§ **Directions**
Take the lines from the head of the listing through the one bearing "270, 306, 342];" and copy them exactly, leaving every picture out.

§ **Data section**
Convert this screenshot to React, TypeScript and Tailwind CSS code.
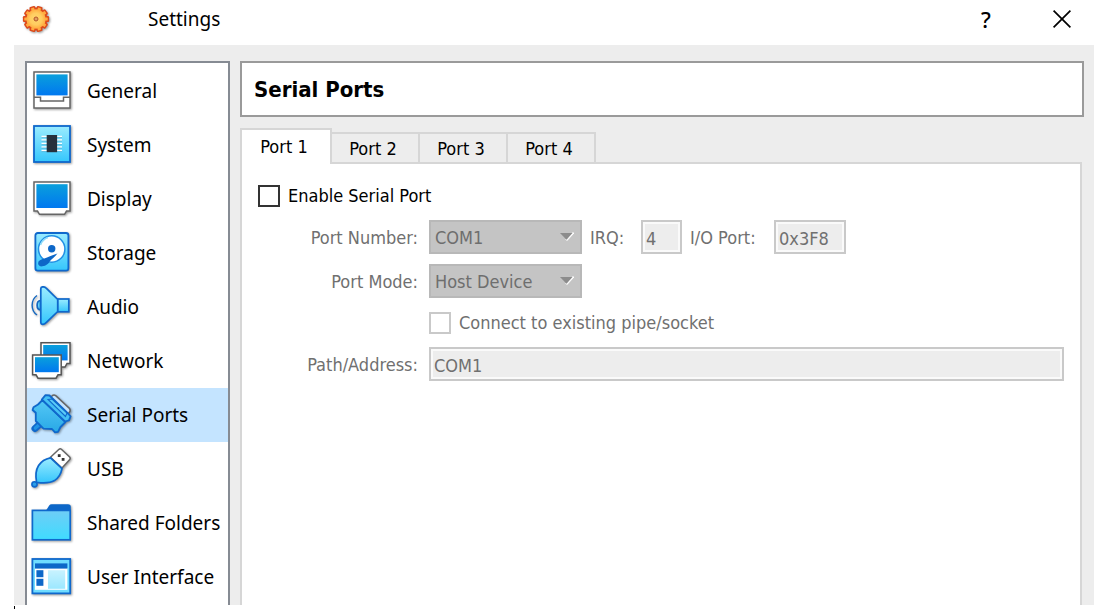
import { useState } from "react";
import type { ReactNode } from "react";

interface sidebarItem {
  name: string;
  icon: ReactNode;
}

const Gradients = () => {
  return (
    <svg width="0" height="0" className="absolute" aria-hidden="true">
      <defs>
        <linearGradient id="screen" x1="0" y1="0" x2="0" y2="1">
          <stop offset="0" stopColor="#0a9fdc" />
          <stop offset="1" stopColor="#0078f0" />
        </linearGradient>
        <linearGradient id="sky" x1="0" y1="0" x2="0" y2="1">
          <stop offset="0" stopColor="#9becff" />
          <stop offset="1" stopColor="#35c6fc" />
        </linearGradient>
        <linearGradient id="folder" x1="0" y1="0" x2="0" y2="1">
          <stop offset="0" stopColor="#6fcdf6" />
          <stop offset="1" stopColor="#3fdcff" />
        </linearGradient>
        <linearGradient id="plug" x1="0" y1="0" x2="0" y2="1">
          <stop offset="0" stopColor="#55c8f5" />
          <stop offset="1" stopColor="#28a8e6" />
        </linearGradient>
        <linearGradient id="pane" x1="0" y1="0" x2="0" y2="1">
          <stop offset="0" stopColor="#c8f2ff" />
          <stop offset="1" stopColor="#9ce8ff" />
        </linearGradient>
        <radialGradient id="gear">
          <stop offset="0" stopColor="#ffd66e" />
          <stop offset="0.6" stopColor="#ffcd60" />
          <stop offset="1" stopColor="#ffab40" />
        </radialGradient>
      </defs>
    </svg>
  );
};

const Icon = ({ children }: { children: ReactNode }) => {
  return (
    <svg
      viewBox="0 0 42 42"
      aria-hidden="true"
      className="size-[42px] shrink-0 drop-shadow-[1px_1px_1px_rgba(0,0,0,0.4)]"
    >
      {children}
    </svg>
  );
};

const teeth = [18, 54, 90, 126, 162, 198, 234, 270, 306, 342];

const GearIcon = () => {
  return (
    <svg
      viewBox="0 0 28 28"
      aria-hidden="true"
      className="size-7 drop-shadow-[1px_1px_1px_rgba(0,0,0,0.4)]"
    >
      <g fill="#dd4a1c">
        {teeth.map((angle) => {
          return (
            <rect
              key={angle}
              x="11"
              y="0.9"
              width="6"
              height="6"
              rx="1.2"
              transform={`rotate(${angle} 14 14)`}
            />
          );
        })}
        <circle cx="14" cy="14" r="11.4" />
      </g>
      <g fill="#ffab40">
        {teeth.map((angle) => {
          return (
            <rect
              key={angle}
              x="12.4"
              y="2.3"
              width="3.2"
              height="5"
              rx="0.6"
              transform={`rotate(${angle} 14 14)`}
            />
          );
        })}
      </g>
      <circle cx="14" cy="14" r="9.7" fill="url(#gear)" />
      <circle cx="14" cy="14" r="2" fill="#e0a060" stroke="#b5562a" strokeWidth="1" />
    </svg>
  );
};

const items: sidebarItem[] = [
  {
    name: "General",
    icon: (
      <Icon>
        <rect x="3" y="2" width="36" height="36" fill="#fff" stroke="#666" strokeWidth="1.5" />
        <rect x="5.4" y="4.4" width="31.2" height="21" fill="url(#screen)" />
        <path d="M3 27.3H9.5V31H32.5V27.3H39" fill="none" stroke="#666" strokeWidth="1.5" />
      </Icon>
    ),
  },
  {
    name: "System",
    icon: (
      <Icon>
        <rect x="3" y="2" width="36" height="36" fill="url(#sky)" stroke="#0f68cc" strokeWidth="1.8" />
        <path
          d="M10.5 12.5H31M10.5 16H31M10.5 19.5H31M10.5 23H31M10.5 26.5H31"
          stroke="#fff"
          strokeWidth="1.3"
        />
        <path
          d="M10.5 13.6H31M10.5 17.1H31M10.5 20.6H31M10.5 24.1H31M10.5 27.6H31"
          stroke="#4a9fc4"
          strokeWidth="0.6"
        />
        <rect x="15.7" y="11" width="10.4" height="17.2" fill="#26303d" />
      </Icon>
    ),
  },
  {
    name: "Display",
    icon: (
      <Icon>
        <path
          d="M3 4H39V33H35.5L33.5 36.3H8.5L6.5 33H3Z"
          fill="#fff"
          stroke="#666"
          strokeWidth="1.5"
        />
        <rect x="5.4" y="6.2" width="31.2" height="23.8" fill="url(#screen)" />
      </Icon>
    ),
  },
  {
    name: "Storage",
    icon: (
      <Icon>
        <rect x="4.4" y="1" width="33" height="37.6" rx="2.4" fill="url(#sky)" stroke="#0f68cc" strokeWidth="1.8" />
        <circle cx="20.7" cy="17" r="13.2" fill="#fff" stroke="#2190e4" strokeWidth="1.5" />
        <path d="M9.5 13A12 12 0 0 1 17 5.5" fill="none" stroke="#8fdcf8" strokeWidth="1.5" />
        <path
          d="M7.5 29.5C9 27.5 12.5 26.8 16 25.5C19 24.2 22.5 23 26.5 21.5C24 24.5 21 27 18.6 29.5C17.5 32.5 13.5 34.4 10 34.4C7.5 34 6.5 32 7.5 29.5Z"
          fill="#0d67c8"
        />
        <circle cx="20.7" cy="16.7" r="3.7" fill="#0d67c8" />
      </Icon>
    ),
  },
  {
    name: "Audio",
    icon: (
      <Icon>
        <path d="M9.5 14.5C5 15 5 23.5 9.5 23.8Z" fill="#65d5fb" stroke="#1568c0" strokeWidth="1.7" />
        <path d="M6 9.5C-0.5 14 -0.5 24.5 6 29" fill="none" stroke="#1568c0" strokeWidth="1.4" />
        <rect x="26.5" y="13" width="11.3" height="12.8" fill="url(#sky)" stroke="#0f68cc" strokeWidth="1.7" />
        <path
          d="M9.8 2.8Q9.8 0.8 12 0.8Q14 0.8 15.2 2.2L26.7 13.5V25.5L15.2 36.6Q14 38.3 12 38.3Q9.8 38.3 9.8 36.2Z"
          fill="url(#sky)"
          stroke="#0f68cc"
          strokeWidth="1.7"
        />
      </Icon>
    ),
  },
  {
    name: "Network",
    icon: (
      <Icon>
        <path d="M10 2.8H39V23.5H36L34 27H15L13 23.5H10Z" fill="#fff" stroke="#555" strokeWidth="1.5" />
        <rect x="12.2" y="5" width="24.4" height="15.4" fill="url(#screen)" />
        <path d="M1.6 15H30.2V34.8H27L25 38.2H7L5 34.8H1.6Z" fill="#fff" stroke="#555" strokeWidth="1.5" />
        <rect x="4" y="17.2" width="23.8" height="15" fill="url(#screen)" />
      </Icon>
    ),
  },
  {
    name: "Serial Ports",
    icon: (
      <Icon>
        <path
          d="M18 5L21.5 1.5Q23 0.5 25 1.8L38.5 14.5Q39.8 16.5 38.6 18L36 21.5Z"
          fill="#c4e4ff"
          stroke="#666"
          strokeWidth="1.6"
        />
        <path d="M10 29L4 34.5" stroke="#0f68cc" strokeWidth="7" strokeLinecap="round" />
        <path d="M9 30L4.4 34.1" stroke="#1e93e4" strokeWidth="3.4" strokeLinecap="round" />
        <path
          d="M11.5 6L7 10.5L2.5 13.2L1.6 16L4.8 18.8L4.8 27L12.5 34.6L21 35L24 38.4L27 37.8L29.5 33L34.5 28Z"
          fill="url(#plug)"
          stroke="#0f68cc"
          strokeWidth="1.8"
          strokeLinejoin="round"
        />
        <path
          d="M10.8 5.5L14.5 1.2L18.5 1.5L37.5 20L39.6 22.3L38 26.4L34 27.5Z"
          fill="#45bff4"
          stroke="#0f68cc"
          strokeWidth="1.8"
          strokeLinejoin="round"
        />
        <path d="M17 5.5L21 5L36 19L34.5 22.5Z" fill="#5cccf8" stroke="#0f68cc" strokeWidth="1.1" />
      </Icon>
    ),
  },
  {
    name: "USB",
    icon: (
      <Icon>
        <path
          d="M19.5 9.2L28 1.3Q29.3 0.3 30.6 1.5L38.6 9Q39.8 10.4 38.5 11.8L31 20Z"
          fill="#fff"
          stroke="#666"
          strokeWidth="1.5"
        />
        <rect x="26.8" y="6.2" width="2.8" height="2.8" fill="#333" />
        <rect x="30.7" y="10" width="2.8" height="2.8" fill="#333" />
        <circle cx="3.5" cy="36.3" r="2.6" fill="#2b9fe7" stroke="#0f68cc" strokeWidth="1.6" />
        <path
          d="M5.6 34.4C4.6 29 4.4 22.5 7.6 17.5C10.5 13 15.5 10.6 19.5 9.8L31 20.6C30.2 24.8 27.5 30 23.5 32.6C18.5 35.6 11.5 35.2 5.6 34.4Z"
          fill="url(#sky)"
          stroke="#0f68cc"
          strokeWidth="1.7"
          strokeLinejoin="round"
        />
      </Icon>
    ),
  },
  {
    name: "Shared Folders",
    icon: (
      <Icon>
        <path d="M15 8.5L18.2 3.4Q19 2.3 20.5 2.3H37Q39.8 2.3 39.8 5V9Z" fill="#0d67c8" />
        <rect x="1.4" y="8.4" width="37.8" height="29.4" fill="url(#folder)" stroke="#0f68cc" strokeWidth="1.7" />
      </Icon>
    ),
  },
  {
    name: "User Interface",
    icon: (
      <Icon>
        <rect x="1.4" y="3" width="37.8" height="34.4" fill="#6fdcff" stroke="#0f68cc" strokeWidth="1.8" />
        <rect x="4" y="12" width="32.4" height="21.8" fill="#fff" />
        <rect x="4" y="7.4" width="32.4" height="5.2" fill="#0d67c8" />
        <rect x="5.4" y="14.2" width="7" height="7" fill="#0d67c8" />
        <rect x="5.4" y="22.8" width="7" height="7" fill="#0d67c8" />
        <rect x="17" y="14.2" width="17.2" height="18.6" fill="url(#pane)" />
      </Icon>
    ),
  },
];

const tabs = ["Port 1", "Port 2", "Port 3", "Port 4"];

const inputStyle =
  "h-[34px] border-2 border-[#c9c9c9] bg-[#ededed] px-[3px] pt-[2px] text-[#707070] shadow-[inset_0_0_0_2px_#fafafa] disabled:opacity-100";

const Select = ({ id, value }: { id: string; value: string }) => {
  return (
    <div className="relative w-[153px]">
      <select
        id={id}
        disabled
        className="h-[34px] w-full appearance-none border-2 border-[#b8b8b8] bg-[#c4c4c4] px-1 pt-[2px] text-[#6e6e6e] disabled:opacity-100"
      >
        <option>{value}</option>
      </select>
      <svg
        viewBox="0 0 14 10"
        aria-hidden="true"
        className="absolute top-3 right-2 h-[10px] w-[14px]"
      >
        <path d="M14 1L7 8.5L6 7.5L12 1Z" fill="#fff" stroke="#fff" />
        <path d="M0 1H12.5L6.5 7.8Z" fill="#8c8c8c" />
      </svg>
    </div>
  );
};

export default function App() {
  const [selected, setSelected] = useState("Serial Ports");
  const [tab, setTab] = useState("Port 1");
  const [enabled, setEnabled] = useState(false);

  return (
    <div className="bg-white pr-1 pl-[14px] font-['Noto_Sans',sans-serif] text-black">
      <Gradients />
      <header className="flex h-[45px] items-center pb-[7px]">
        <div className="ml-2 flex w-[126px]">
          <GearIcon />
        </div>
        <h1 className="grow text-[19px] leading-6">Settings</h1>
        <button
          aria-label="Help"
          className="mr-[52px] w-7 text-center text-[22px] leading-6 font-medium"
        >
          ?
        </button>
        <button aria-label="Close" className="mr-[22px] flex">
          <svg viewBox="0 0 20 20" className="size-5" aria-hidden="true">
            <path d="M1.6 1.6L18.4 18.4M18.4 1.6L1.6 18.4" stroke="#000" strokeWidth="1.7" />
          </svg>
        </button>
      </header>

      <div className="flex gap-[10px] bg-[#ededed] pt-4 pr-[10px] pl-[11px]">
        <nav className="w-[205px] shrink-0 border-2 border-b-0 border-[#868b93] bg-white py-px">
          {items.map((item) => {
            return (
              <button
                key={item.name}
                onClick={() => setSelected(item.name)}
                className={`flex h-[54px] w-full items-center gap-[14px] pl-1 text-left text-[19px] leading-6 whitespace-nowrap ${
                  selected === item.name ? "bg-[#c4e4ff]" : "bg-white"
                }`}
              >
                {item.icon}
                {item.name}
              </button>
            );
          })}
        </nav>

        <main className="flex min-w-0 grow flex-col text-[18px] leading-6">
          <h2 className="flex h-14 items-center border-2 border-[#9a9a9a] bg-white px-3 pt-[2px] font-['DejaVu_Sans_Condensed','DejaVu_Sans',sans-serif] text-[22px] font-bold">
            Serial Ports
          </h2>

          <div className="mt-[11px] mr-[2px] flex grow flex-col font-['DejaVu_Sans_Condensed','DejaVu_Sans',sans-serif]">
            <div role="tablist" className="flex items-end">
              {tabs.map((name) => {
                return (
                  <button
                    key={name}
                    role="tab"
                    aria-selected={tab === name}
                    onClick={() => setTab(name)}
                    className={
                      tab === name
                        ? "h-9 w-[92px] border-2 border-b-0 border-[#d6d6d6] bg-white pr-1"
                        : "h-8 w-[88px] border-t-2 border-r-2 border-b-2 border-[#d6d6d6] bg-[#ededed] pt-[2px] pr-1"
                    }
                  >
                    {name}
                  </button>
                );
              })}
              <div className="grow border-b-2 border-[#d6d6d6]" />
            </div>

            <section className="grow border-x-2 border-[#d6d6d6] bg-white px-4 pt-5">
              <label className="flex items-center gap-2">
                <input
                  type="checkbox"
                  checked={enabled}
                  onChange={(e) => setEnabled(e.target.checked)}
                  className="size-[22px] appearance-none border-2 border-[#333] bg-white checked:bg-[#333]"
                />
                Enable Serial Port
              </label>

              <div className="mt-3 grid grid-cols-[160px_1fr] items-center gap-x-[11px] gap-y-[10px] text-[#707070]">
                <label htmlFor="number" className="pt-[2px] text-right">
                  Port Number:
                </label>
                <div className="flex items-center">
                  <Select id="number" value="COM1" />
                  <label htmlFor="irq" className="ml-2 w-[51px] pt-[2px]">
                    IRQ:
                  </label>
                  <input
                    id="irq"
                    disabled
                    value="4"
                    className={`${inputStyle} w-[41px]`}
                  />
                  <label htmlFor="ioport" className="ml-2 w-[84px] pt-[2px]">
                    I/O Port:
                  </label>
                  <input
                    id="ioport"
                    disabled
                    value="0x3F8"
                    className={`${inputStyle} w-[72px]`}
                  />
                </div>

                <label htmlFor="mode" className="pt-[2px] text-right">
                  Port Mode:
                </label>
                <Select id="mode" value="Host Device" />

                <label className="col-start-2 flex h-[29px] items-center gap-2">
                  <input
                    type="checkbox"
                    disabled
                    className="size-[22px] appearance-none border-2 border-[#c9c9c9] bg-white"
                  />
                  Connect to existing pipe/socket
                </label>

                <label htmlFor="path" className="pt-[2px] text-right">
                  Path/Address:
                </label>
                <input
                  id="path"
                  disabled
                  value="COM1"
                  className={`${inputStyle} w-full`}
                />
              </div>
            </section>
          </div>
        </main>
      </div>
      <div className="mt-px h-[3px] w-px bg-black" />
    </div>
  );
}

§ **Response below**
Convert this screenshot to React, TypeScript and Tailwind CSS code.
import { useState } from "react";
import type { ReactNode } from "react";

interface sidebarItem {
  name: string;
  icon: ReactNode;
}

const Gradients = () => {
  return (
    <svg width="0" height="0" className="absolute" aria-hidden="true">
      <defs>
        <linearGradient id="screen" x1="0" y1="0" x2="0" y2="1">
          <stop offset="0" stopColor="#0a9fdc" />
          <stop offset="1" stopColor="#0078f0" />
        </linearGradient>
        <linearGradient id="sky" x1="0" y1="0" x2="0" y2="1">
          <stop offset="0" stopColor="#9becff" />
          <stop offset="1" stopColor="#35c6fc" />
        </linearGradient>
        <linearGradient id="folder" x1="0" y1="0" x2="0" y2="1">
          <stop offset="0" stopColor="#6fcdf6" />
          <stop offset="1" stopColor="#3fdcff" />
        </linearGradient>
        <linearGradient id="plug" x1="0" y1="0" x2="0" y2="1">
          <stop offset="0" stopColor="#55c8f5" />
          <stop offset="1" stopColor="#28a8e6" />
        </linearGradient>
        <linearGradient id="pane" x1="0" y1="0" x2="0" y2="1">
          <stop offset="0" stopColor="#c8f2ff" />
          <stop offset="1" stopColor="#9ce8ff" />
        </linearGradient>
        <radialGradient id="gear">
          <stop offset="0" stopColor="#ffd66e" />
          <stop offset="0.6" stopColor="#ffcd60" />
          <stop offset="1" stopColor="#ffab40" />
        </radialGradient>
      </defs>
    </svg>
  );
};

const Icon = ({ children }: { children: ReactNode }) => {
  return (
    <svg
      viewBox="0 0 42 42"
      aria-hidden="true"
      className="size-[42px] shrink-0 drop-shadow-[1px_1px_1px_rgba(0,0,0,0.4)]"
    >
      {children}
    </svg>
  );
};

const teeth = [18, 54, 90, 126, 162, 198, 234, 270, 306, 342];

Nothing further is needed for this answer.